# How big do fruit flies grow?



## 5ummer5 (Jun 24, 2008)

Hi all,

I have just received my fruit fly culture and they are a little smaller than what i was expecting! How big do they grow on average? At the moment it looks like i will need to feed my mantid 20 flies for her to be full! :blink: Is there any other flies i can buy which are bigger?

Thanks :lol:


----------



## OGIGA (Jun 24, 2008)

Hello. They aren't going to get any bigger than what you already see. The only way to get them bigger is if you separate them all and do selective breeding. That would take a long time though.


----------



## The_Asa (Jun 24, 2008)

Try bluebottle or houseflies.


----------



## hibiscusmile (Jun 24, 2008)

Yes, houseflies are the next step.


----------



## Blahandmee (Jun 24, 2008)

Yeah, fruit flys are for your little baby nymphs that can't handle anything else. Well at least melanogaster is. Well I fed my Chinese L3-4's melanogaster for a while, but whatever.


----------



## OGIGA (Jun 25, 2008)

Well, before houseflies and blue bottle flies, I'd recommend that you get D. hydei, larger fruit flies. Some house flies aren't much larger than them.

By the way, I'm assuming that your small fruit flies are D. melanogaster.


----------



## 5ummer5 (Jun 25, 2008)

Thank you everyone for the info. These are the ones i have http://www.livefoodsdirect.co.uk/prodinfo.asp?number=FFL1TUB.

I was just in a rush to buy some and i should have taken more care with what i was ordering!  

Well my mantid moulted last nite so she is now an L6! Way beyond these little fruit flies!! Where can i get some bigger ones? I did buy some when i had my last mantid but that was over a year ago and they were a good size but i cant remember where i bought them


----------



## Rick (Jun 25, 2008)

L6? You need bluebottle flies, not fruit flies.
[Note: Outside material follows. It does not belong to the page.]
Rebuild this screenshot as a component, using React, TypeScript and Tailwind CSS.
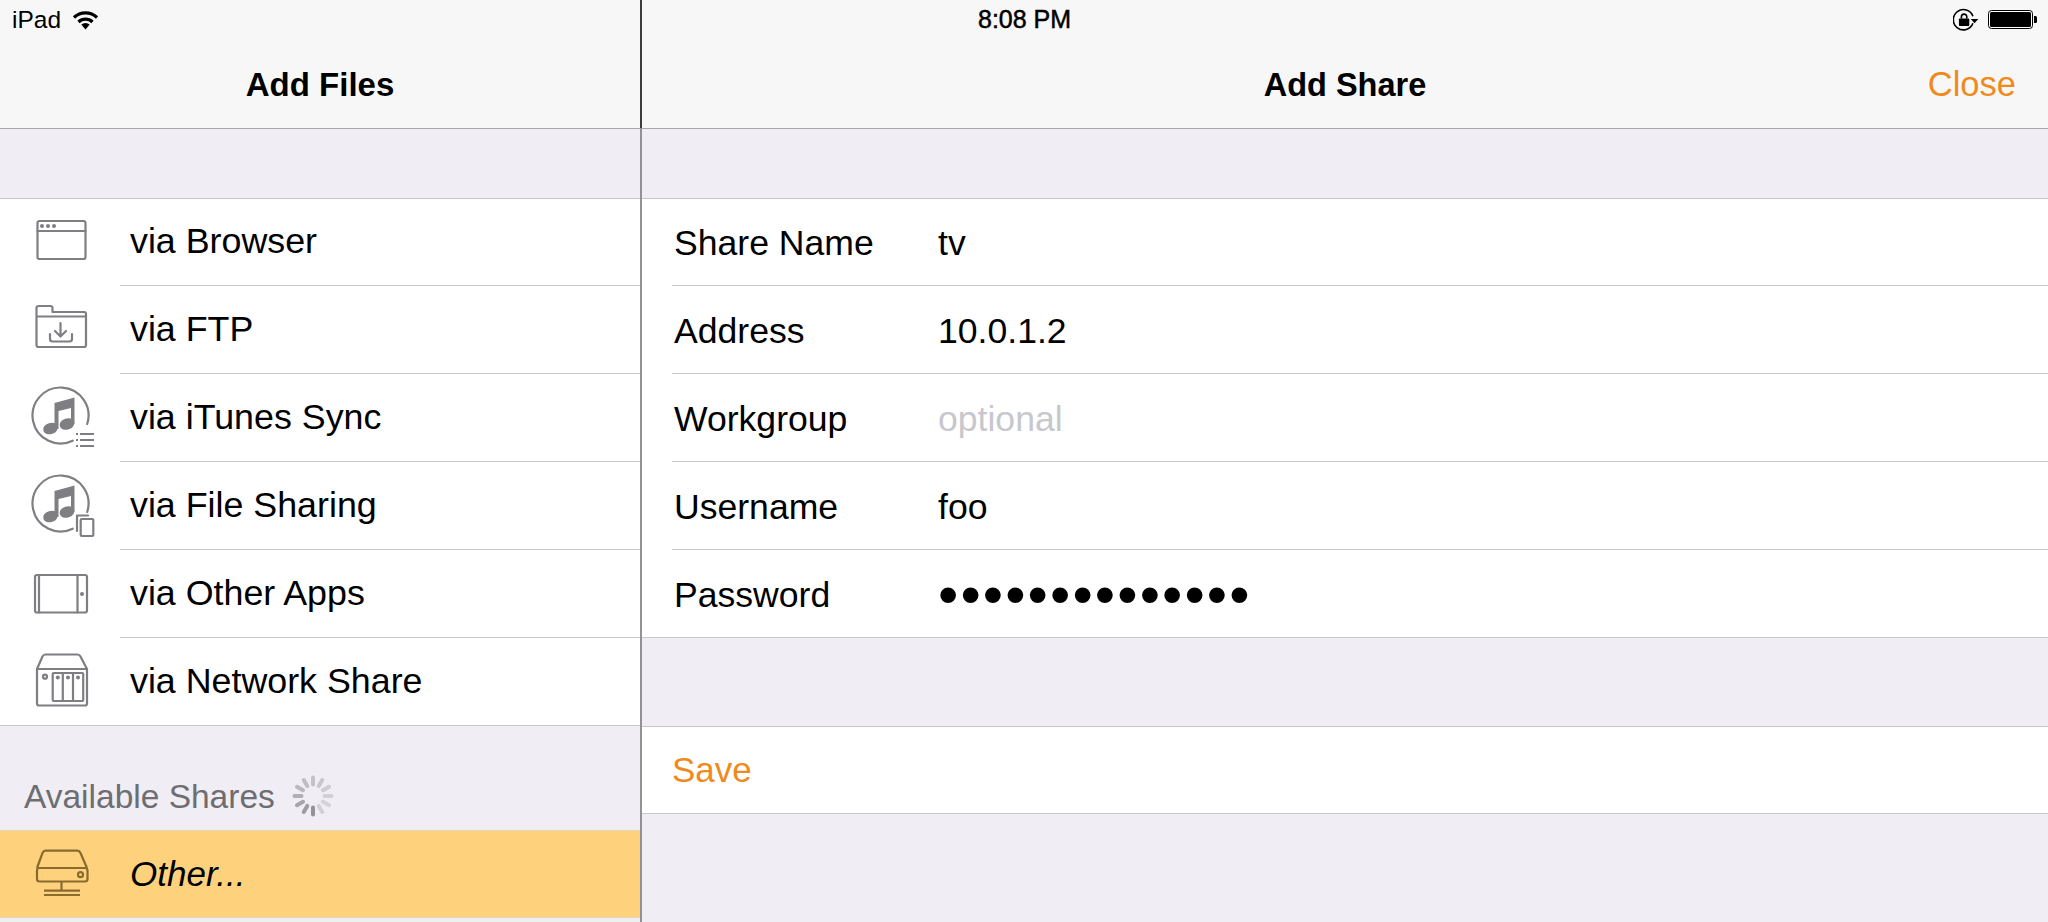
const font = "font-['Liberation_Sans',Arial,sans-serif]";

const iconStroke = {
  fill: "none",
  stroke: "#7f7f83",
  strokeWidth: 2.2,
  strokeLinecap: "round" as const,
  strokeLinejoin: "round" as const,
};

function IconBox({ children }: { children: React.ReactNode }) {
  return (
    <svg width="72" height="64" viewBox="0 0 72 64" className="shrink-0">
      {children}
    </svg>
  );
}

function BrowserIcon() {
  return (
    <IconBox>
      <g {...iconStroke}>
        <rect x="11.5" y="10" width="48" height="38" rx="2" />
        <path d="M11.5 20h48" />
      </g>
      <g fill="#7f7f83">
        <circle cx="16" cy="15" r="2" />
        <circle cx="22" cy="15" r="2" />
        <circle cx="28" cy="15" r="2" />
      </g>
    </IconBox>
  );
}

function FolderIcon() {
  return (
    <IconBox>
      <g {...iconStroke}>
        <path d="M10.5 18.5V10q0-2 2-2h12q2 0 2 2v4H58q2 0 2 2v31q0 2-2 2H12.5q-2 0-2-2V18.5H60" />
        <path d="M34.5 25v13M29 33l5.5 5.5L40 33" />
        <path d="M24 36v5q0 2.5 2.5 2.5h17q2.5 0 2.5-2.5v-5" />
      </g>
    </IconBox>
  );
}

function Note() {
  return (
    <g fill="#7f7f83">
      <path d="M28.5 17 48.5 11.5V38h-3.5V22L32.5 25V43h-4z" />
      <ellipse cx="24.5" cy="42.5" rx="7.5" ry="5.6" transform="rotate(-18 24.5 42.5)" />
      <ellipse cx="41" cy="38" rx="7.5" ry="5.6" transform="rotate(-18 41 38)" />
    </g>
  );
}

function ITunesIcon() {
  return (
    <IconBox>
      <path d="M61.2 38A28 28 0 1 0 46.7 54.7" {...iconStroke} />
      <Note />
      <g stroke="#7f7f83" strokeWidth="1.8">
        <path d="M50 48h2M50 54h2M50 60h2M54 48h14M54 54h14M54 60h14" />
      </g>
    </IconBox>
  );
}

function FileSharingIcon() {
  return (
    <IconBox>
      <path d="M61.2 38A28 28 0 1 0 46.7 54.7" {...iconStroke} />
      <Note />
      <g {...iconStroke}>
        <path d="M51 57V41.5H62" />
        <rect x="54.7" y="45" width="12.6" height="17" rx="1" />
      </g>
    </IconBox>
  );
}

function TabletIcon() {
  return (
    <IconBox>
      <g {...iconStroke}>
        <rect x="9" y="13" width="52" height="37.5" rx="2" />
        <path d="M13 13v37.5M51.5 13v37.5" />
      </g>
      <circle cx="56" cy="32" r="2" fill="#7f7f83" />
    </IconBox>
  );
}

function NasIcon() {
  return (
    <IconBox>
      <g {...iconStroke}>
        <path d="M11 19 16.5 6.5q1-2 3-2h32q2 0 3 2L61 19v34.5q0 2-2 2H13q-2 0-2-2z" />
        <path d="M11 19h50" />
        <rect x="26.7" y="23" width="30.5" height="28" rx="1" />
        <path d="M36.8 23v28M47 23v28" />
        <circle cx="19" cy="26.7" r="2" />
      </g>
      <g fill="#7f7f83">
        <circle cx="31.8" cy="27.5" r="2" />
        <circle cx="42" cy="27.5" r="2" />
        <circle cx="52" cy="27.5" r="2" />
      </g>
    </IconBox>
  );
}

function DiskIcon() {
  return (
    <IconBox>
      <g fill="none" stroke="#8a6b2f" strokeWidth="2.2" strokeLinejoin="round">
        <path d="M11 26 16.5 11q1-2.3 3-2.3h32q2 0 3 2.3L61 26" />
        <rect x="11" y="26" width="50.5" height="13.5" rx="2.5" />
        <circle cx="54.5" cy="32.7" r="2.5" />
        <path d="M35.5 39.5v9M18 48.7h36M18 53h36" />
      </g>
    </IconBox>
  );
}

function Spinner() {
  const ticks = [0.45, 0.4, 0.35, 0.3, 0.28, 0.3, 0.95, 0.85, 0.75, 0.65, 0.55, 0.5];
  return (
    <svg width="44" height="44" viewBox="-22 -22 44 44" className="mb-[4px] ml-[16px] shrink-0">
      {ticks.map((o, i) => (
        <line
          key={i}
          x1="0"
          y1="-11.5"
          x2="0"
          y2="-18.5"
          stroke="#8e8e93"
          strokeWidth="4"
          strokeLinecap="round"
          opacity={o}
          transform={`rotate(${i * 30})`}
        />
      ))}
    </svg>
  );
}

function Wifi() {
  return (
    <svg width="27" height="20" viewBox="0 0 26 20" className="ml-[11px]">
      <path d="M1.5 7.5a16.5 16.5 0 0 1 23 0" fill="none" stroke="#000" strokeWidth="3.2" />
      <path d="M6 12a10.2 10.2 0 0 1 14 0" fill="none" stroke="#000" strokeWidth="3.2" />
      <path d="M8.8 14.6a6 6 0 0 1 8.4 0L13 19.6z" fill="#000" />
    </svg>
  );
}

function RotationLock() {
  return (
    <svg width="28" height="24" viewBox="0 0 26 22">
      <path d="M18.5 14A9.4 9.4 0 1 1 18.5 7.5" fill="none" stroke="#000" strokeWidth="1.5" />
      <path d="M16.5 10h7l-3.5 4z" fill="#000" />
      <rect x="5.5" y="9.5" width="9.6" height="7" rx="0.8" fill="#000" />
      <path d="M7.8 9.5V8a2.5 2.5 0 0 1 5 0v1.5" fill="none" stroke="#000" strokeWidth="1.5" />
    </svg>
  );
}

function Battery() {
  return (
    <svg width="50" height="20" viewBox="0 0 50 20" className="ml-[7px]">
      <rect x="0.5" y="0.5" width="44" height="18" rx="3" fill="#fff" stroke="#000" />
      <rect x="2" y="2" width="41" height="15" rx="1.5" fill="#000" />
      <path d="M46 6h1.5q1.5 0 1.5 1.5v4q0 1.5-1.5 1.5H46z" fill="#000" />
    </svg>
  );
}

const files = [
  { label: "via Browser", icon: <BrowserIcon /> },
  { label: "via FTP", icon: <FolderIcon /> },
  { label: "via iTunes Sync", icon: <ITunesIcon /> },
  { label: "via File Sharing", icon: <FileSharingIcon /> },
  { label: "via Other Apps", icon: <TabletIcon /> },
  { label: "via Network Share", icon: <NasIcon /> },
];

const fields = [
  { label: "Share Name", value: "tv", tone: "text-black" },
  { label: "Address", value: "10.0.1.2", tone: "text-black" },
  { label: "Workgroup", value: "optional", tone: "text-[#c7c7cd]" },
  { label: "Username", value: "foo", tone: "text-black" },
];

export default function App() {
  return (
    <div className={`flex h-[922px] w-[2048px] overflow-hidden bg-[#f0eef4] text-black ${font}`}>
      {/* LEFT PANE */}
      <div className="flex w-[640px] shrink-0 flex-col">
        <div className="h-[129px] border-b border-[#a7a6ab] bg-[#f7f7f7]">
          <div className="flex h-[40px] items-center pl-[12px] text-[24.5px]">
            iPad
            <Wifi />
          </div>
          <div className="flex h-[88px] items-center justify-center pt-[2px] text-[33px] font-bold">Add Files</div>
        </div>
        <div className="h-[69px] shrink-0" />
        <div className="border-y border-[#c8c7cc] bg-white">
          {files.map((f, i) => (
            <div key={f.label} className={`flex ${i === 0 || i === 5 ? "h-[87px]" : "h-[88px]"}`}>
              <div className="flex w-[120px] shrink-0 items-center pl-[26px]">{f.icon}</div>
              <div className={`flex flex-1 items-center pl-[10px] text-[35.8px] ${i === 5 ? "" : "border-b border-[#c8c7cc]"}`}>
                {f.label}
              </div>
            </div>
          ))}
        </div>
        <div className="flex h-[104px] shrink-0 items-end pb-[8px] pl-[24px] text-[33.5px] text-[#6d6d72]">
          Available Shares
          <Spinner />
        </div>
        <div className="flex h-[88px] shrink-0 border-y border-[#e5d5ad] bg-[#fed27c]">
          <div className="flex w-[120px] shrink-0 items-center pl-[26px]">
            <DiskIcon />
          </div>
          <div className="flex flex-1 items-center pl-[10px] text-[35px] italic">Other...</div>
        </div>
      </div>

      {/* DIVIDER */}
      <div className="flex w-[2px] shrink-0 flex-col">
        <div className="h-[128px] bg-[#3c3c3c]" />
        <div className="flex-1 bg-[#929296]" />
      </div>

      {/* RIGHT PANE */}
      <div className="flex flex-1 flex-col">
        <div className="h-[129px] border-b border-[#a7a6ab] bg-[#f7f7f7]">
          <div className="flex h-[40px] items-center pl-[336px] pr-[10px]">
            <span className="text-[25px] [-webkit-text-stroke:0.5px_black]">8:08 PM</span>
            <div className="ml-auto flex items-center">
              <RotationLock />
              <Battery />
            </div>
          </div>
          <div className="grid h-[88px] grid-cols-[1fr_auto_1fr] items-center pt-[2px]">
            <div />
            <div className="text-[32.5px] font-bold">Add Share</div>
            <div className="pr-[32px] text-right text-[34.5px] text-[#f08a1c]">Close</div>
          </div>
        </div>
        <div className="h-[69px] shrink-0" />
        <div className="border-y border-[#c8c7cc] bg-white pl-[30px]">
          {fields.map((f, i) => (
            <div key={f.label} className={`flex items-center border-b border-[#c8c7cc] pt-[4px] text-[35.6px] ${i === 0 ? "h-[87px]" : "h-[88px]"}`}>
              <div className="w-[266px] shrink-0 pl-[2px]">{f.label}</div>
              <div className={f.tone}>{f.value}</div>
            </div>
          ))}
          <div className="flex h-[87px] items-center pt-[4px] text-[35.6px]">
            <div className="w-[266px] shrink-0 pl-[2px]">Password</div>
            <div className="mb-[4px] text-[58px] leading-none tracking-[2.1px]">••••••••••••••</div>
          </div>
        </div>
        <div className="h-[88px] shrink-0" />
        <div className="flex h-[88px] shrink-0 items-center border-y border-[#c8c7cc] bg-white pl-[30px] text-[35px] text-[#f08a1c]">
          Save
        </div>
      </div>
    </div>
  );
}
You may even need to go with crickets or roaches.


----------



## 5ummer5 (Jun 25, 2008)

Yeah, i have got some crickets already and it seems to be eating them fine. I just wanted some variety in her diet. Ive found these http://www.reptiles.swelluk.com/reptile-su...sca--29825.html

I cant seem to find the bluebottle flies online at all. The ones in the link above will probably be ok for her until L7 then i would need to stick with crickets and bigger foods. Are locusts ok?


----------



## The_Asa (Jun 25, 2008)

Yes, locusts are fine. Does grubco ship international?


----------



## OGIGA (Jun 25, 2008)

My adult virescens live on hydei just fine...


----------



## pedro92 (Jun 26, 2008)

Go to mantisplace.com for blue bottle flies and many other feeders.


----------